# Ten Commandments of Horse Ownership



## HarleyD (Feb 12, 2012)

I sure do wish that everyone would follow these simple rules. The world would be a better place...


----------



## bsms (Dec 31, 2010)

I'll pass.

My horses seem to like me well enough, but they just aren't all that in to me. If I sold them to a good owner, they wouldn't spend time missing me. If I sold them to someone with green pastures, they'd dump me like a poor, fat boyfriend.

I trust my horse to be a horse. They have good intentions, but they are horses. Sometimes a horse needs a butt-kicking. A horse that chooses to use its strength to attack me would soon be dog food.

My 3 horses share a corral. They don't mind being 'locked up' away from me.

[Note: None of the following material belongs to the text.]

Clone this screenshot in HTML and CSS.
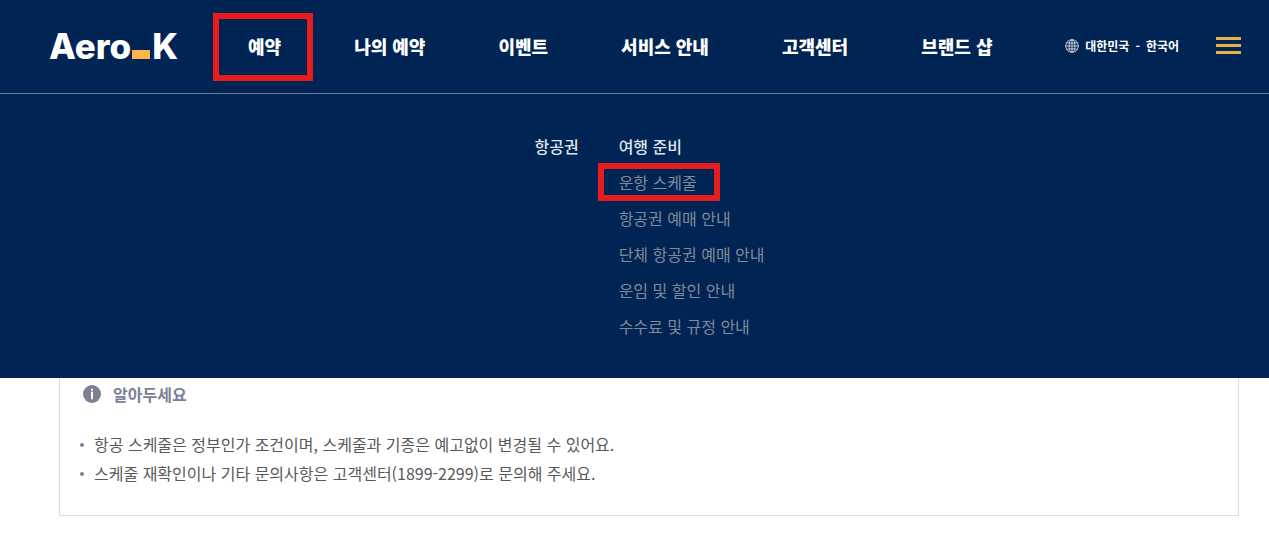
FILE: index.html
```html
<!DOCTYPE html>
<html lang="ko">
<head>
<meta charset="utf-8">
<meta name="viewport" content="width=device-width, initial-scale=1">
<title>Aero K</title>
<link rel="stylesheet" href="styles.css">
</head>
<body>
<header class="site-header">
  <div class="topbar">
    <a class="logo" href="#"><span>Aero</span><span class="logo-block"></span><span>K</span></a>
    <nav class="main-nav">
      <a class="marked" href="#">예약</a>
      <a href="#">나의 예약</a>
      <a href="#">이벤트</a>
      <a href="#">서비스 안내</a>
      <a href="#">고객센터</a>
      <a href="#">브랜드 샵</a>
    </nav>
    <button class="language" type="button">
      <svg class="globe" viewBox="0 0 14 14" aria-hidden="true">
        <circle cx="7" cy="7" r="6.3"/>
        <ellipse cx="7" cy="7" rx="3" ry="6.3"/>
        <path d="M7 .7v12.6M.7 7h12.6M1.7 3.7Q7 5 12.3 3.7M1.7 10.3Q7 9 12.3 10.3"/>
      </svg>
      <span>대한민국</span><span>-</span><span>한국어</span>
    </button>
    <button class="menu-button" type="button" aria-label="전체 메뉴"><span></span><span></span><span></span></button>
  </div>
  <div class="submenu">
    <a class="submenu-title" href="#">항공권</a>
    <div class="submenu-column">
      <a class="submenu-title" href="#">여행 준비</a>
      <a class="marked marked-item" href="#">운항 스케줄</a>
      <a href="#">항공권 예매 안내</a>
      <a href="#">단체 항공권 예매 안내</a>
      <a href="#">운임 및 할인 안내</a>
      <a href="#">수수료 및 규정 안내</a>
    </div>
  </div>
</header>
<main class="page">
  <section class="notice">
    <h2 class="notice-title">
      <svg class="info" viewBox="0 0 18 18" aria-hidden="true">
        <circle cx="9" cy="9" r="9"/>
        <path d="M8 3.8h2v2H8zM8 6.8h2v7.4H8z"/>
      </svg>
      알아두세요
    </h2>
    <ul class="notice-list">
      <li>항공 스케줄은 정부인가 조건이며, 스케줄과 기종은 예고없이 변경될 수 있어요.</li>
      <li>스케줄 재확인이나 기타 문의사항은 고객센터(1899-2299)로 문의해 주세요.</li>
    </ul>
  </section>
</main>
</body>
</html>
```
FILE: styles.css
```css
* {
  box-sizing: border-box;
}

body {
  margin: 0;
  background: #fff;
  color: #58595b;
  font-family: "Noto Sans CJK KR", sans-serif;
  font-size: 16px;
}

a {
  color: inherit;
  text-decoration: none;
  white-space: nowrap;
}

button {
  padding: 0;
  border: 0;
  background: none;
  color: inherit;
  font: inherit;
}

.site-header {
  background: #002554;
  color: #fff;
}

.topbar {
  display: flex;
  align-items: center;
  height: 94px;
  padding: 0 28px 2px 49px;
  border-bottom: 1px solid #6f8193;
}

.logo {
  display: flex;
  flex: none;
  align-items: baseline;
  width: 127px;
  font-family: Inter, sans-serif;
  font-size: 35px;
  font-weight: 800;
  line-height: 40px;
}

.logo-block {
  flex: none;
  width: 18px;
  height: 9px;
  margin: 0 2px 0 1px;
  background: #ffb549;
}

.main-nav {
  display: flex;
  gap: 73px;
  margin-left: 72px;
  font-size: 18px;
  font-weight: 900;
  line-height: 26px;
}

.marked {
  position: relative;
}

.marked::after {
  content: "";
  position: absolute;
  inset: -20px -32px -22px -35px;
  border: 6px solid #e71d1d;
}

.submenu-column .marked-item::after {
  inset: -1px -23px -1px -21px;
}

.language {
  display: flex;
  align-items: center;
  gap: 6px;
  margin-left: auto;
  font-size: 12px;
  font-weight: 700;
  white-space: nowrap;
}

.globe {
  width: 14px;
  height: 14px;
  fill: none;
  stroke: #d5dce4;
  stroke-width: 0.9;
}

.menu-button {
  display: flex;
  flex-direction: column;
  gap: 4px;
  width: 25px;
  margin-left: 37px;
}

.menu-button span {
  width: 100%;
  height: 3px;
  background: #e5b248;
}

.submenu {
  display: flex;
  justify-content: center;
  gap: 40px;
  padding: 34px 0 34px 30px;
  line-height: 36px;
}

.submenu-column {
  display: flex;
  flex-direction: column;
  align-items: flex-start;
  color: #808a97;
}

.submenu .submenu-title {
  color: #dfe4ea;
  font-weight: 500;
}

.page {
  padding: 0 30px 30px 59px;
}

.notice {
  padding: 4px 20px 27px;
  border: 1px solid #dcdcdc;
  border-top: 0;
}

.notice-title {
  display: flex;
  align-items: center;
  gap: 12px;
  margin: 0 0 24px;
  padding-left: 3px;
  color: #7b8194;
  font-size: 16px;
  font-weight: 700;
  line-height: 24px;
}

.info {
  width: 18px;
  height: 18px;
  fill: #7b8194;
}

.info path {
  fill: #fff;
}

.notice-list {
  margin: 0;
  padding: 0;
  list-style: none;
  line-height: 29px;
}

.notice-list li {
  display: flex;
  align-items: center;
  gap: 10px;
}

.notice-list li::before {
  content: "";
  flex: none;
  width: 4px;
  height: 4px;
  border-radius: 50%;
  background: #7b8194;
}
```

I expect to own my horses until they die. I try to be fair to them. They do seem to understand that I try to take care of them. For a horse, that is about as good as life gets.

But they are not humans, and they don't think in terms of human friendship. They don't view a corral as confinement, but safety. They are horses. They have come to trust me, but the horse I sold in Dec 2010 seems to be very happy with her new home as well.


----------



## lilkitty90 (Nov 11, 2009)

yeah i think this should apply more to Dogs, then horses.


----------



## Jessabel (Mar 19, 2009)

I like that. :3

I think the first one meant that you need to spend plenty of time with your horse. I'm sure they do get lonely if they're ignored, especially if they're used to getting lots of attention. My Norman sure gets upset if I don't pay enough attention to him every day. 

And I think the "locked up" part meant locked in a stall.


----------



## roljess (Oct 19, 2007)

This has been slightly modified from what was a dog "10 commandments". I agree it works much better for dogs


----------



## SilentPromises (Jun 18, 2012)

I love this, though I do have somewhat of a belief that horses tend to be just like big dogs anyway--or at least mine is. <3


----------



## Tianimalz (Jan 6, 2009)

Dawwwwwwwwww; that is really sweet and made me smile.


----------



## Joidigm (May 8, 2012)

Dogs and horses have completely different mindsets. Both need an alpha and a herd/pack, but one is a predator and the other is prey. They think quite differently in terms of food, safety, and companionship.

I think this personifies (applies human feelings, thinking, and personality to something not human) horses to much, which is dangerous (both to horses and dogs). If I treated my horses like I treated my dogs, I'm sure I'd have a hoof in my gut somewhere along the line. A horse most certainly would not put up with that level of rough housing. :lol:

This applys to a dog much more heavily, and probably should, because a dog will actually modify it's behavior to be like it's owner/alpha. And this modification, this copying of behavior, is why dogs are endeared to so well. It is genetically ingrained in them to do this, and how they have survived as a species next to humans. They depend and endear themselves so thoroughly. A horse does not do this, and mistaking a horses behavior can cost you your life.


----------



## CowboyGirl (Apr 24, 2012)

I just love number seven.


----------